Exercise brief:
Everything in the listing except the pictures should be written out exactly.

Data excerpt:

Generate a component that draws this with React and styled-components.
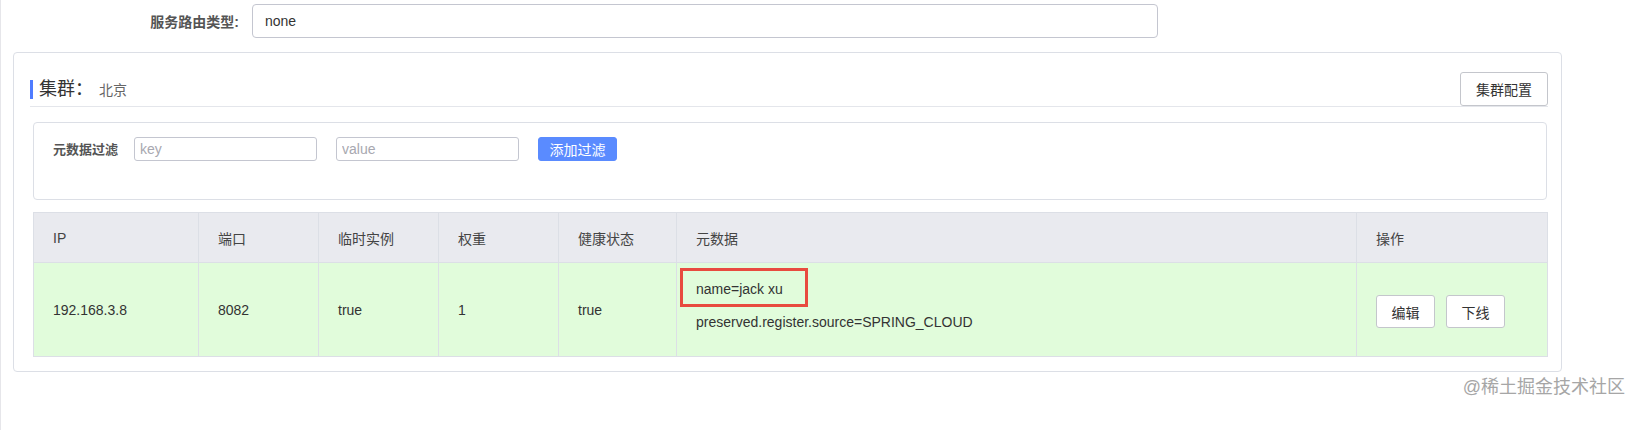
import React from 'react';
import styled, { createGlobalStyle } from 'styled-components';

const GlobalStyle = createGlobalStyle`
  body {
    margin: 0;
    background: #fff;
    font-family: "Liberation Sans", Arial, "Noto Sans CJK SC", sans-serif;
    color: #333;
  }
`;

const Page = styled.div`
  width: 1642px;
  height: 430px;
  box-sizing: border-box;
  border-left: 1px solid #e6e6ea;
  padding-top: 4px;
`;

const FormRow = styled.div`
  display: flex;
  align-items: center;
`;
const FormLabel = styled.label`
  width: 251px;
  box-sizing: border-box;
  padding-right: 13px;
  text-align: right;
  font-size: 14px;
  font-weight: bold;
  color: #555;
`;
const TextInput = styled.input`
  box-sizing: border-box;
  width: ${p => p.$width}px;
  height: ${p => p.$height}px;
  border: 1px solid ${p => p.$border || '#c4c6d0'};
  border-radius: ${p => p.$radius || 4}px;
  padding: 0 ${p => p.$pad || 12}px;
  font-family: inherit;
  font-size: 14px;
  color: #333;
  outline: none;
  background: #fff;
  &::placeholder {
    color: #a8a8b0;
  }
`;

const Card = styled.div`
  margin: 14px 0 0 12px;
  width: 1549px;
  height: 320px;
  box-sizing: border-box;
  border: 1px solid #dcdfe6;
  border-radius: 4px;
  padding: 19px 13px 15px 16px;
`;

const TitleRow = styled.div`
  display: flex;
  align-items: center;
  justify-content: space-between;
  height: 34px;
  border-bottom: 1px solid #e4e6eb;
`;
const Title = styled.div`
  display: flex;
  align-items: baseline;
  border-left: 3px solid #4f7cff;
  padding-left: 6px;
  height: 19px;
  line-height: 19px;
  margin-top: 1px;
`;
const TitleMain = styled.span`
  font-size: 18px;
  color: #333;
  margin-right: 6px;
`;
const TitleSub = styled.span`
  font-size: 14px;
  color: #666;
`;

const Button = styled.button`
  box-sizing: border-box;
  height: ${p => p.$height || 33}px;
  width: ${p => p.$width}px;
  padding: 0;
  border-radius: 3px;
  font-family: inherit;
  font-size: 14px;
  cursor: pointer;
  border: 1px solid ${p => (p.$primary ? '#5a8bff' : '#c4c6cc')};
  background: ${p => (p.$primary ? '#5a8bff' : '#fff')};
  color: ${p => (p.$primary ? '#fff' : '#333')};
`;

const FilterBox = styled.div`
  margin: 15px 1px 0 3px;
  height: 78px;
  box-sizing: border-box;
  border: 1px solid #dcdfe6;
  border-radius: 4px;
  padding: 14px 19px;
  display: flex;
  align-items: flex-start;
`;
const FilterLabel = styled.span`
  font-size: 13px;
  font-weight: bold;
  color: #555;
  line-height: 26px;
  margin-right: 16px;
`;
const FilterGap = styled.div`
  display: flex;
  gap: 19px;
`;

const Table = styled.table`
  margin: 12px 1px 0 3px;
  width: 1514px;
  border-collapse: collapse;
  table-layout: fixed;
  font-size: 14px;
  color: #333;
`;
const Th = styled.th`
  height: 49px;
  background: #e9eaef;
  border: 1px solid #dcdfe6;
  text-align: left;
  font-weight: normal;
  padding: 0 0 0 19px;
  color: #444;
`;
const Td = styled.td`
  position: relative;
  height: 93px;
  background: #e1fcdb;
  border: 1px solid #dcdfe6;
  padding: 0 0 0 19px;
  vertical-align: middle;
`;
const MetaLine = styled.div`
  line-height: 33px;
`;
const MetaBlock = styled.div`
  padding-bottom: 7px;
`;
const Highlight = styled.div`
  position: absolute;
  left: 3px;
  top: 5px;
  width: 128px;
  height: 39px;
  box-sizing: border-box;
  border: 3px solid #e84b3f;
`;
const Actions = styled.div`
  display: flex;
  gap: 11px;
  margin-top: 4px;
`;

const Watermark = styled.div`
  text-align: right;
  padding-right: 17px;
  margin-top: 0;
  font-size: 18px;
  color: #a6a6a6;
  text-shadow: 0 0 1px #fff;
`;

const columns = [
  { title: 'IP', width: 165 },
  { title: '端口', width: 120 },
  { title: '临时实例', width: 120 },
  { title: '权重', width: 120 },
  { title: '健康状态', width: 118 },
  { title: '元数据', width: 680 },
  { title: '操作', width: 191 },
];

const instance = {
  ip: '192.168.3.8',
  port: '8082',
  ephemeral: 'true',
  weight: '1',
  healthy: 'true',
  metadata: ['name=jack xu', 'preserved.register.source=SPRING_CLOUD'],
};

const App = () => {
  return (
    <>
      <GlobalStyle />
      <Page>
        <FormRow>
          <FormLabel>服务路由类型:</FormLabel>
          <TextInput $width={906} $height={34} defaultValue='none' />
        </FormRow>

        <Card>
          <TitleRow>
            <Title>
              <TitleMain>集群：</TitleMain>
              <TitleSub>北京</TitleSub>
            </Title>
            <Button $width={88} $height={34}>集群配置</Button>
          </TitleRow>

          <FilterBox>
            <FilterLabel>元数据过滤</FilterLabel>
            <FilterGap>
              <TextInput $width={183} $height={24} $pad={5} $radius={3} placeholder='key' />
              <TextInput $width={183} $height={24} $pad={5} $radius={3} placeholder='value' />
              <Button $primary $width={79} $height={24}>添加过滤</Button>
            </FilterGap>
          </FilterBox>

          <Table>
            <colgroup>
              {columns.map(c => <col key={c.title} style={{ width: c.width }} />)}
            </colgroup>
            <thead>
              <tr>
                {columns.map(c => <Th key={c.title}>{c.title}</Th>)}
              </tr>
            </thead>
            <tbody>
              <tr>
                <Td>{instance.ip}</Td>
                <Td>{instance.port}</Td>
                <Td>{instance.ephemeral}</Td>
                <Td>{instance.weight}</Td>
                <Td>{instance.healthy}</Td>
                <Td>
                  <Highlight />
                  <MetaBlock>
                    {instance.metadata.map(m => <MetaLine key={m}>{m}</MetaLine>)}
                  </MetaBlock>
                </Td>
                <Td>
                  <Actions>
                    <Button $width={59}>编辑</Button>
                    <Button $width={59}>下线</Button>
                  </Actions>
                </Td>
              </tr>
            </tbody>
          </Table>
        </Card>
        <Watermark>@稀土掘金技术社区</Watermark>
      </Page>
    </>
  );
};

export default App;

Answer to the problem:
Generate a component that draws this with React and styled-components.
import React from 'react';
import styled, { createGlobalStyle } from 'styled-components';

const GlobalStyle = createGlobalStyle`
  body {
    margin: 0;
    background: #fff;
    font-family: "Liberation Sans", Arial, "Noto Sans CJK SC", sans-serif;
    color: #333;
  }
`;

const Page = styled.div`
  width: 1642px;
  height: 430px;
  box-sizing: border-box;
  border-left: 1px solid #e6e6ea;
  padding-top: 4px;
`;

const FormRow = styled.div`
  display: flex;
  align-items: center;
`;
const FormLabel = styled.label`
  width: 251px;
  box-sizing: border-box;
  padding-right: 13px;
  text-align: right;
  font-size: 14px;
  font-weight: bold;
  color: #555;
`;
const TextInput = styled.input`
  box-sizing: border-box;
  width: ${p => p.$width}px;
  height: ${p => p.$height}px;
  border: 1px solid ${p => p.$border || '#c4c6d0'};
  border-radius: ${p => p.$radius || 4}px;
  padding: 0 ${p => p.$pad || 12}px;
  font-family: inherit;
  font-size: 14px;
  color: #333;
  outline: none;
  background: #fff;
  &::placeholder {
    color: #a8a8b0;
  }
`;

const Card = styled.div`
  margin: 14px 0 0 12px;
  width: 1549px;
  height: 320px;
  box-sizing: border-box;
  border: 1px solid #dcdfe6;
  border-radius: 4px;
  padding: 19px 13px 15px 16px;
`;

const TitleRow = styled.div`
  display: flex;
  align-items: center;
  justify-content: space-between;
  height: 34px;
  border-bottom: 1px solid #e4e6eb;
`;
const Title = styled.div`
  display: flex;
  align-items: baseline;
  border-left: 3px solid #4f7cff;
  padding-left: 6px;
  height: 19px;
  line-height: 19px;
  margin-top: 1px;
`;
const TitleMain = styled.span`
  font-size: 18px;
  color: #333;
  margin-right: 6px;
`;
const TitleSub = styled.span`
  font-size: 14px;
  color: #666;
`;

const Button = styled.button`
  box-sizing: border-box;
  height: ${p => p.$height || 33}px;
  width: ${p => p.$width}px;
  padding: 0;
  border-radius: 3px;
  font-family: inherit;
  font-size: 14px;
  cursor: pointer;
  border: 1px solid ${p => (p.$primary ? '#5a8bff' : '#c4c6cc')};
  background: ${p => (p.$primary ? '#5a8bff' : '#fff')};
  color: ${p => (p.$primary ? '#fff' : '#333')};
`;

const FilterBox = styled.div`
  margin: 15px 1px 0 3px;
  height: 78px;
  box-sizing: border-box;
  border: 1px solid #dcdfe6;
  border-radius: 4px;
  padding: 14px 19px;
  display: flex;
  align-items: flex-start;
`;
const FilterLabel = styled.span`
  font-size: 13px;
  font-weight: bold;
  color: #555;
  line-height: 26px;
  margin-right: 16px;
`;
const FilterGap = styled.div`
  display: flex;
  gap: 19px;
`;

const Table = styled.table`
  margin: 12px 1px 0 3px;
  width: 1514px;
  border-collapse: collapse;
  table-layout: fixed;
  font-size: 14px;
  color: #333;
`;
const Th = styled.th`
  height: 49px;
  background: #e9eaef;
  border: 1px solid #dcdfe6;
  text-align: left;
  font-weight: normal;
  padding: 0 0 0 19px;
  color: #444;
`;
const Td = styled.td`
  position: relative;
  height: 93px;
  background: #e1fcdb;
  border: 1px solid #dcdfe6;
  padding: 0 0 0 19px;
  vertical-align: middle;
`;
const MetaLine = styled.div`
  line-height: 33px;
`;
const MetaBlock = styled.div`
  padding-bottom: 7px;
`;
const Highlight = styled.div`
  position: absolute;
  left: 3px;
  top: 5px;
  width: 128px;
  height: 39px;
  box-sizing: border-box;
  border: 3px solid #e84b3f;
`;
const Actions = styled.div`
  display: flex;
  gap: 11px;
  margin-top: 4px;
`;

const Watermark = styled.div`
  text-align: right;
  padding-right: 17px;
  margin-top: 0;
  font-size: 18px;
  color: #a6a6a6;
  text-shadow: 0 0 1px #fff;
`;

const columns = [
  { title: 'IP', width: 165 },
  { title: '端口', width: 120 },
  { title: '临时实例', width: 120 },
  { title: '权重', width: 120 },
  { title: '健康状态', width: 118 },
  { title: '元数据', width: 680 },
  { title: '操作', width: 191 },
];

const instance = {
  ip: '192.168.3.8',
  port: '8082',
  ephemeral: 'true',
  weight: '1',
  healthy: 'true',
  metadata: ['name=jack xu', 'preserved.register.source=SPRING_CLOUD'],
};

const App = () => {
  return (
    <>
      <GlobalStyle />
      <Page>
        <FormRow>
          <FormLabel>服务路由类型:</FormLabel>
          <TextInput $width={906} $height={34} defaultValue='none' />
        </FormRow>

        <Card>
          <TitleRow>
            <Title>
              <TitleMain>集群：</TitleMain>
              <TitleSub>北京</TitleSub>
            </Title>
            <Button $width={88} $height={34}>集群配置</Button>
          </TitleRow>

          <FilterBox>
            <FilterLabel>元数据过滤</FilterLabel>
            <FilterGap>
              <TextInput $width={183} $height={24} $pad={5} $radius={3} placeholder='key' />
              <TextInput $width={183} $height={24} $pad={5} $radius={3} placeholder='value' />
              <Button $primary $width={79} $height={24}>添加过滤</Button>
            </FilterGap>
          </FilterBox>

          <Table>
            <colgroup>
              {columns.map(c => <col key={c.title} style={{ width: c.width }} />)}
            </colgroup>
            <thead>
              <tr>
                {columns.map(c => <Th key={c.title}>{c.title}</Th>)}
              </tr>
            </thead>
            <tbody>
              <tr>
                <Td>{instance.ip}</Td>
                <Td>{instance.port}</Td>
                <Td>{instance.ephemeral}</Td>
                <Td>{instance.weight}</Td>
                <Td>{instance.healthy}</Td>
                <Td>
                  <Highlight />
                  <MetaBlock>
                    {instance.metadata.map(m => <MetaLine key={m}>{m}</MetaLine>)}
                  </MetaBlock>
                </Td>
                <Td>
                  <Actions>
                    <Button $width={59}>编辑</Button>
                    <Button $width={59}>下线</Button>
                  </Actions>
                </Td>
              </tr>
            </tbody>
          </Table>
        </Card>
        <Watermark>@稀土掘金技术社区</Watermark>
      </Page>
    </>
  );
};

export default App;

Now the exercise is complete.